11.2.10

TV GHOST INTERVIEW

Since hearing Cold Fish by TV Ghost, I've been pretty hooked. Thought I'd landed a real scoop only to find out that the NME had pipped me by giving them a brief mention. I'm still pretty sure this is their first UK publication interview though. Interesting for the wrong reasons, perhaps?

The Germans have a saying: “do not make monuments to the living, for they can still disgrace the stone.” It's a bit like our 'don't meet your heroes' line, but cleverer. Having met two heroes previously (British Bulldog: warm, solid handshake, enthusiasm. Dynamite Kid: called me a 'poof'' and yelled dubious obscenities from his knackered wheelchair), your hack opted for the side of generosity and chased up an interview with TV Ghost.

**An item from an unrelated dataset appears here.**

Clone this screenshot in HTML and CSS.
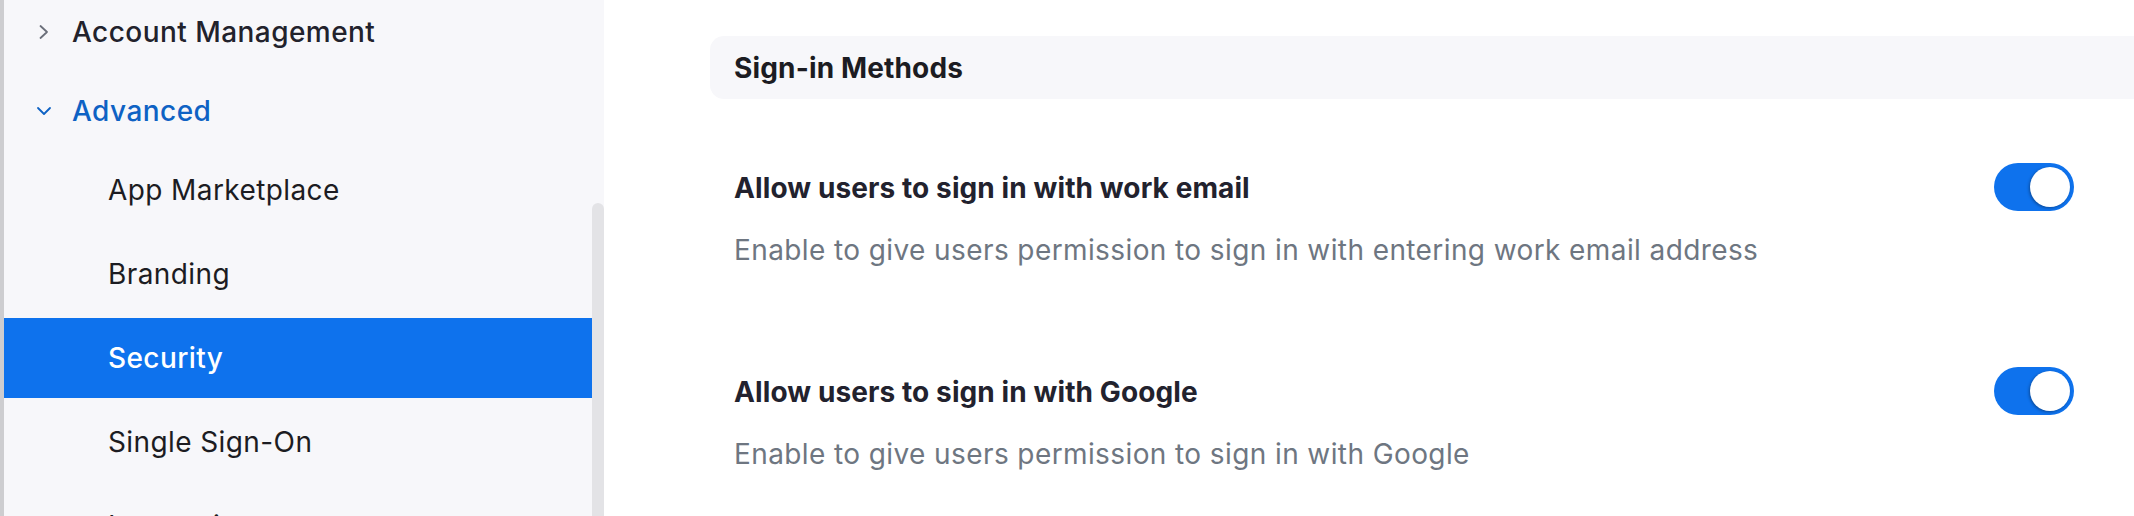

Stricken with love, according to last.fm, yr. corresp spun their recent LP Cold Fish seventeen times, most of which were consecutive. That's not including physical plays and ripping the whole thing to an MP3 player, deleting everything else in turn. Then buying the thing on import, alongside their rare-as-rocking-horse-shit debut self-titled 12”.

People call their genre 'shitgaze'. It's a stupid term, based on a joke. Now people are talking about this whole 'shitgaze' revolution. It's enough to make you vomit up a lung. How does singer/guitarist Timothy Conrad Glick feel about this?

“Uhhhhhhhhhhhhhhhhhhhhhhhhhhhhhhhhhhhhhhhh. I dunno.”

At the time, it seems like an infuriating answer. Looking back, it was a dumb question. When has a band ever graciously accepted a genre tag? Even if the genre tag came from the dude who recorded their first 12” record?

So how would you describe what TV Ghost did to some dude or lady dude who had never heard you? “Uhhhhhhhhh. [silence].”

Looks like I'm going to have to do it for him. The Ghosters came a-creepin' outta Lafayette, IN, a “pretty crappy” rustbelt town that one W. Axl Rose used to call home. It's not riven with the crack and crime of East Coast no-fly zones like Trenton and Camden. Instead it's decaying in that mundane, late-capitalistic way, all rusted gates and abandoned lots.



The band themselves are four skinny kids on drugs and a nihilistic kick to match those dudes from The Big Lebowski. Thousand-yard stares. Remorseless stances. Nary a smile between them. You'd mistake them for complete dorks if they weren't playing some of the most vital music of the century.

There's something for everyone who hates most things. TV Ghost stick their necks up above the garage-rock parapet to incorporate telekinetic spasms of no wave, the icy-technological paranoia of Chrome and their early industrial ilk and wiry, worried post-punk. Glick howls like his bowels are being extracted through his gluteals and the rest of the band pummel away in noisy ecstacy.

Back to the interview. What's going down in Lafayette? “Oh, nothing.” It's the spiritual home of Guns'n'Roses, I tell him. Stone silence. Like his album suggests, cold fish. “There's not much of a scene here at all.”

But a lot of the recent garage/lo-fi stuff has had a lot of press coverage. Even MTV did a little feature on groups like Tyvek, Kurt Vile and Psychedelic Horseshit. “I don't know about that.” You've even played some pretty awesome stuff, like the recent WFMU festival with legends such as Teenage Jesus and Faust. “Mmmm.”

Mmmm? Mmmmm???!!! Just as rage is about to find voice, he finds enough to tell Student Direct, a propos of nothing, that Lydia Lunch thought their drummer, the improbably named Jackson Van Horn, was “pretty hot.” And then he laughs a lot, like a man who does not laugh a lot. Like this: “Ha. Ha ha. Ha. Ha.” Stop.

Which sends your writer into an inexplicable fit of laughter, capped with a pretty obvious ephiphany: those Germans were right. Whaddya expect this guy to do, come out with a Beckett play? He's a singer in a band tipped for success, not Ban Ki Moon. His defensiveness and lack of expurgation don't mean much at all when you crank the record up high.



Whatever their future status (hint: they're tipped to act as poster boys in the new US arm of the next big NME wave) they've managed to sew up a couple of high-quality releases along the way. 2010 should see them coming over here to show us what they've got. What can we expect? “Uhhhhhhhhhhhhhhhhhh.” Oh just go and see them. Far less infuriating.